## Exercise requirements:
Wherever "React" appears in a line, list that line.

## Source data:
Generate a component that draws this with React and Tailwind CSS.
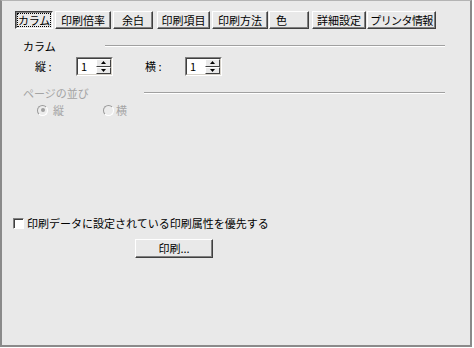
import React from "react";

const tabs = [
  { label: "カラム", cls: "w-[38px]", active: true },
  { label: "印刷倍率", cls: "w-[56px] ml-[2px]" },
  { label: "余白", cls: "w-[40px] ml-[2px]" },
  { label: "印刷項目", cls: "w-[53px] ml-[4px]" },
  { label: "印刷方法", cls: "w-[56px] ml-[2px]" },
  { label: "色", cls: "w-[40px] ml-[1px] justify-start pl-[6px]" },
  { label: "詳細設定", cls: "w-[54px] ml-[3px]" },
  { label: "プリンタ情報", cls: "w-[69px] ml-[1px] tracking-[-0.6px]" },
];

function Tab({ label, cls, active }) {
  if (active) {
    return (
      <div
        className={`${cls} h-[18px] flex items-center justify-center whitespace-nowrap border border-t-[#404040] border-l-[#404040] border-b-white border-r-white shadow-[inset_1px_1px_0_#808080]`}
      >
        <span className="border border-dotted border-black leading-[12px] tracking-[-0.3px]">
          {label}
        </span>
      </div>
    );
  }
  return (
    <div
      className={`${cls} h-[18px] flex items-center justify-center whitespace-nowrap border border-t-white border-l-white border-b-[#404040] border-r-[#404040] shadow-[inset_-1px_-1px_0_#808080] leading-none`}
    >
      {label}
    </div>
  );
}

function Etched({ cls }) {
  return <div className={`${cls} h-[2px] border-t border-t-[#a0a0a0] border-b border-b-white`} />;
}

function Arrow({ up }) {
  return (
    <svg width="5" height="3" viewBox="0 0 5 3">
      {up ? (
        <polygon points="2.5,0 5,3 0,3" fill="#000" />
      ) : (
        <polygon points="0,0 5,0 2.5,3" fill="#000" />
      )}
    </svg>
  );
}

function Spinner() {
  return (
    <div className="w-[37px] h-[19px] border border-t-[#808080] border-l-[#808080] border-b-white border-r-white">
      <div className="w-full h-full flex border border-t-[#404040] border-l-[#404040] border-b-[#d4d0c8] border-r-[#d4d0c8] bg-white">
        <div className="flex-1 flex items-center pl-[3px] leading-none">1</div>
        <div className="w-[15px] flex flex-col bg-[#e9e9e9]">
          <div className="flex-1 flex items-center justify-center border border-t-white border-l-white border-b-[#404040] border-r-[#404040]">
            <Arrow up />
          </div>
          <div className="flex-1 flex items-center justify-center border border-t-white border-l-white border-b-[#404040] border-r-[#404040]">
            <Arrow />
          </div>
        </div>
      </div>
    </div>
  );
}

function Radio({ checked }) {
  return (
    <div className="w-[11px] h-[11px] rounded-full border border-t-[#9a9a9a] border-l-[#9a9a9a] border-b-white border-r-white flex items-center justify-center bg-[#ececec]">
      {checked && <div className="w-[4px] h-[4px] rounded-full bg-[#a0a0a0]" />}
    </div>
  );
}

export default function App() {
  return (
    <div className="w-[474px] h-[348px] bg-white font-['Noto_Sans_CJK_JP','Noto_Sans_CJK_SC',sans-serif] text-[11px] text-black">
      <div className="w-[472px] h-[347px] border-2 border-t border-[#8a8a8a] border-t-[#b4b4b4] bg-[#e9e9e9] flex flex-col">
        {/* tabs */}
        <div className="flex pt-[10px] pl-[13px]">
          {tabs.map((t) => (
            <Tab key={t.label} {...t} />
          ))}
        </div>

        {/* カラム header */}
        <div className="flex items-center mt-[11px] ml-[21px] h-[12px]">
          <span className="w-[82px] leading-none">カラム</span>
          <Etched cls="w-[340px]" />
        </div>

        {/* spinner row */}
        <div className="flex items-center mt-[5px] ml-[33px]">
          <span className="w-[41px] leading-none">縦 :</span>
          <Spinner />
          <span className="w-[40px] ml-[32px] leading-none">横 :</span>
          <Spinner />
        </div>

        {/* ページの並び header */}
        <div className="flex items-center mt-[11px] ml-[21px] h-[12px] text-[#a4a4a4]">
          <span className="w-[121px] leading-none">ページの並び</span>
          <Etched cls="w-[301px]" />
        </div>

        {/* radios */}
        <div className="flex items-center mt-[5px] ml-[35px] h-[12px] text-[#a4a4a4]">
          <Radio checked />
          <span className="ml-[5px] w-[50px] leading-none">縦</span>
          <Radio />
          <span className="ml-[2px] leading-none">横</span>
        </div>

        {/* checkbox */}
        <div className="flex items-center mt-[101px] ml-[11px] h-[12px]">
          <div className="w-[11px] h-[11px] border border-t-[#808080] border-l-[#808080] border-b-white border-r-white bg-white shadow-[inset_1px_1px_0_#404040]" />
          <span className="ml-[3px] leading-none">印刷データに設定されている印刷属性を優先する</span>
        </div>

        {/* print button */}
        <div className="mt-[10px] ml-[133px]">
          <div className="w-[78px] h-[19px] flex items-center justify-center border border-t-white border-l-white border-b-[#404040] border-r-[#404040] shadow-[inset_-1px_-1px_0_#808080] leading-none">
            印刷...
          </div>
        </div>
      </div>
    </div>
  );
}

## Response to the exercise:
Generate a component that draws this with React and Tailwind CSS.
import React from "react";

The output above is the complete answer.